JGeeks are a New Zealand performance Maori comedy music group best known for their songs "Maori Boy" and "The Best Day I Ever Had", as well as their 2012 appearance as finalists in New Zealand's Got Talent. The group is led by former Disney Channel and C4 television presenter and Cleo Bachelor of the Year finalist, Jermaine Leef.

History 
In 2011, TV3 received NZ On Air funding to develop a comedy series titled J Geek vs the World, however this series was not produced. 

In 2012, the group entered New Zealand's Got Talent using the shortened name Jgeeks.
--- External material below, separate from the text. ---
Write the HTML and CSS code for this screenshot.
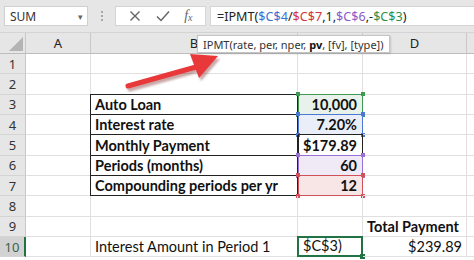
FILE: index.html
```html
<!DOCTYPE html>
<html>
<head>
<meta charset="utf-8">
<link rel="stylesheet" href="styles.css">
</head>
<body>
<div class="app">
  <div class="topbar">
    <div class="namebox"><span>SUM</span><span class="caret">&#9662;</span></div>
    <div class="grip"><i></i><i></i><i></i></div>
    <div class="fbtns">
      <svg class="ic" width="14" height="14" viewBox="0 0 14 14"><path d="M2.5 2.5 L11.5 11.5 M11.5 2.5 L2.5 11.5" stroke="#666" stroke-width="1.4" fill="none"/></svg>
      <svg class="ic" width="16" height="14" viewBox="0 0 16 14"><path d="M2 7.5 L6 11.5 L14 2.5" stroke="#666" stroke-width="1.5" fill="none"/></svg>
      <span class="fx">f<sub>x</sub></span>
    </div>
    <div class="fbar">=IPMT(<span class="cb">$C$4</span>/<span class="cr">$C$7</span>,1,<span class="cp">$C$6</span>,-<span class="cg">$C$3</span>)</div>
  </div>
  <div class="sheet">
    <div class="corner"><svg width="14" height="14" viewBox="0 0 14 14"><path d="M14 0 L14 14 L0 14 Z" fill="#b4b4b4"/></svg></div>
    <div class="ch">A</div><div class="ch">B</div><div class="ch"></div><div class="ch">D</div><div class="ch last"></div>

    <div class="rh">1</div><div class="c"></div><div class="c"></div><div class="c"></div><div class="c"></div><div class="c e"></div>
    <div class="rh">2</div><div class="c"></div><div class="c"></div><div class="c"></div><div class="c"></div><div class="c e"></div>
    <div class="rh">3</div><div class="c"></div><div class="c bx top b">Auto Loan</div><div class="c v g b r">10,000<i class="k k1"></i><i class="k k2"></i><i class="k k3"></i><i class="k k4"></i></div><div class="c"></div><div class="c e"></div>
    <div class="rh">4</div><div class="c"></div><div class="c bx b">Interest rate</div><div class="c v bl b r">7.20%<i class="k k1"></i><i class="k k2"></i><i class="k k3"></i><i class="k k4"></i></div><div class="c"></div><div class="c e"></div>
    <div class="rh">5</div><div class="c"></div><div class="c bx b">Monthly Payment</div><div class="c v bk b r">$179.89</div><div class="c"></div><div class="c e"></div>
    <div class="rh">6</div><div class="c"></div><div class="c bx b">Periods (months)</div><div class="c v pu b r">60<i class="k k1"></i><i class="k k2"></i><i class="k k3"></i><i class="k k4"></i></div><div class="c"></div><div class="c e"></div>
    <div class="rh">7</div><div class="c"></div><div class="c bx b">Compounding periods per yr</div><div class="c v rd b r">12<i class="k k1"></i><i class="k k2"></i><i class="k k3"></i><i class="k k4"></i></div><div class="c"></div><div class="c e"></div>
    <div class="rh">8</div><div class="c"></div><div class="c"></div><div class="c"></div><div class="c"></div><div class="c e"></div>
    <div class="rh">9</div><div class="c"></div><div class="c"></div><div class="c"></div><div class="c b ov">Total Payment</div><div class="c e"></div>
    <div class="rh act">10</div><div class="c"></div><div class="c">Interest Amount in Period 1</div><div class="c edit">$C$3)<i class="k k4 kg"></i></div><div class="c r">$239.89</div><div class="c e"></div>

    <div class="tip">IPMT(rate, per, nper,&nbsp;<b>pv</b>, [fv], [type])</div>
    <svg class="arrow" width="110" height="45" viewBox="0 0 110 45">
      <defs><filter id="sh" x="-20%" y="-40%" width="140%" height="180%"><feGaussianBlur stdDeviation="1.2"/></filter></defs>
      <g transform="translate(2,3)" opacity="0.35" filter="url(#sh)">
        <path d="M4 38 L72 19" stroke="#600" stroke-width="5" stroke-linecap="round"/>
        <path d="M66 6 L94 8 L75 30 Z" fill="#600"/>
      </g>
      <path d="M4 38 L72 19" stroke="#e8383a" stroke-width="5" stroke-linecap="round"/>
      <path d="M66 6 L94 8 L75 30 Z" fill="#e8383a"/>
    </svg>
  </div>
</div>
</body>
</html>
```
FILE: styles.css
```css
* { box-sizing: border-box; }
html, body { margin: 0; padding: 0; background: #fff; }
.app { width: 474px; height: 260px; overflow: hidden; font-family: "Noto Sans", "Open Sans", sans-serif; }

.topbar { height: 33px; background: #e6e6e6; display: flex; align-items: center; padding: 0 0 0 4px; border-bottom: 1px solid #d4d4d4; }
.namebox { width: 84px; height: 20px; background: #fff; border: 1px solid #d0d0d0; display: flex; align-items: center; justify-content: space-between; padding: 0 4px 0 5px; font-size: 12px; color: #333; }
.caret { font-size: 9px; color: #666; }
.grip { width: 27px; display: flex; flex-direction: column; align-items: center; gap: 2px; }
.grip i { width: 2px; height: 2px; background: #a8a8a8; display: block; }
.fbtns { width: 91px; height: 20px; background: #fff; border: 1px solid #d4d4d4; display: flex; align-items: center; justify-content: space-around; padding: 0 6px; }
.fx { font-family: "Liberation Serif", serif; font-style: italic; font-size: 14px; color: #666; line-height: 1; }
.fx sub { font-size: 10px; vertical-align: -1px; }
.fbar { flex: 1; margin-left: 4px; height: 20px; background: #fff; border: 1px solid #d4d4d4; border-right: none; display: flex; align-items: center; padding-left: 6px; font-size: 12.6px; color: #222; white-space: nowrap; }
.cb { color: #3d6fd0; }
.cr { color: #d0373c; }
.cp { color: #8a5bc8; }
.cg { color: #2f8f4a; }

.sheet { position: relative; display: grid; grid-template-columns: 26px 65px 207px 65px 104px 7px; grid-template-rows: 21px repeat(10, 20.33px); font-family: "Lato", "Liberation Sans", sans-serif; font-size: 14.5px; color: #111; }
.corner { background: #e6e6e6; border-right: 1px solid #c8c8c8; border-bottom: 1px solid #bdbdbd; display: flex; align-items: flex-end; justify-content: flex-end; padding: 0 2px 2px 0; }
.ch { background: #e6e6e6; border-right: 1px solid #c8c8c8; border-bottom: 1px solid #bdbdbd; display: flex; align-items: center; justify-content: center; font-family: "Noto Sans", sans-serif; font-size: 13px; color: #222; }
.ch.last { border-right: none; }
.rh { background: #e6e6e6; border-right: 1px solid #c8c8c8; border-bottom: 1px solid #d4d4d4; display: flex; align-items: center; justify-content: center; font-family: "Noto Sans", sans-serif; font-size: 13px; color: #333; }
.rh.act { background: #d2d2d2; border-right: 2px solid #217346; color: #3d5f4a; }
.c { position: relative; border-right: 1px solid #e0e0e0; border-bottom: 1px solid #e0e0e0; display: flex; align-items: flex-end; padding: 0 4px 1px; white-space: nowrap; line-height: 17px; }
.c.e { border-right: none; }
.b { font-weight: 700; }
.r { justify-content: flex-end; }
.ov { overflow: visible; }
.bx { border-left: 1px solid #222; border-right: 1px solid #222; border-bottom: 1px solid #222; margin-left: -1px; }
.bx.top { border-top: 1px solid #222; margin-top: -1px; }
.v { border: 1px solid #222; margin-top: -1px; padding-right: 5px; }
.g { border-color: #3e9a52; background: #e8f1ea; }
.bl { border-color: #4a78d2; background: #e9eef8; }
.bk { border-color: #222; justify-content: center; }
.pu { border-color: #9a6fd6; background: #efeaf6; }
.rd { border-color: #d1505a; background: #f8e5e6; }
.k { position: absolute; width: 4px; height: 4px; display: block; }
.g .k { background: #3e9a52; }
.bl .k { background: #4a78d2; }
.pu .k { background: #9a6fd6; }
.rd .k { background: #d1505a; }
.k1 { left: -3px; top: -3px; }
.k2 { right: -3px; top: -3px; }
.k3 { left: -3px; bottom: -3px; }
.k4 { right: -3px; bottom: -3px; }
.edit { border: 2px solid #217346; margin-top: -1px; margin-left: -1px; font-size: 14.5px; padding-left: 4px; }
.kg { background: #217346; width: 5px; height: 5px; right: -4px; bottom: -4px; }

.tip { position: absolute; left: 197px; top: 2px; height: 18px; background: #fff; border: 1px solid #c4c4c4; box-shadow: 1px 1px 2px rgba(0,0,0,0.15); font-family: "Noto Sans", sans-serif; font-size: 11px; color: #333; padding: 0 5px; display: flex; align-items: center; white-space: nowrap; }
.tip b { font-weight: 700; color: #111; }
.arrow { position: absolute; left: 124px; top: 15px; }
```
They won the public vote in their semi-final, and eventually finished in fourth place in the grand final.

In September 2013, the group embarked on a 22-venue tour of New Zealand called the Eggs Factor tour. After playing their first eight shows, the tour was cancelled due to "circumstances outside of our control".

The Cuzzies 
The Cuzzies is a Metro-Maori electro craze group formed in 2011 and consists of the current members of JGeeks. They are best known for their 2011 single, "Ghost Chips".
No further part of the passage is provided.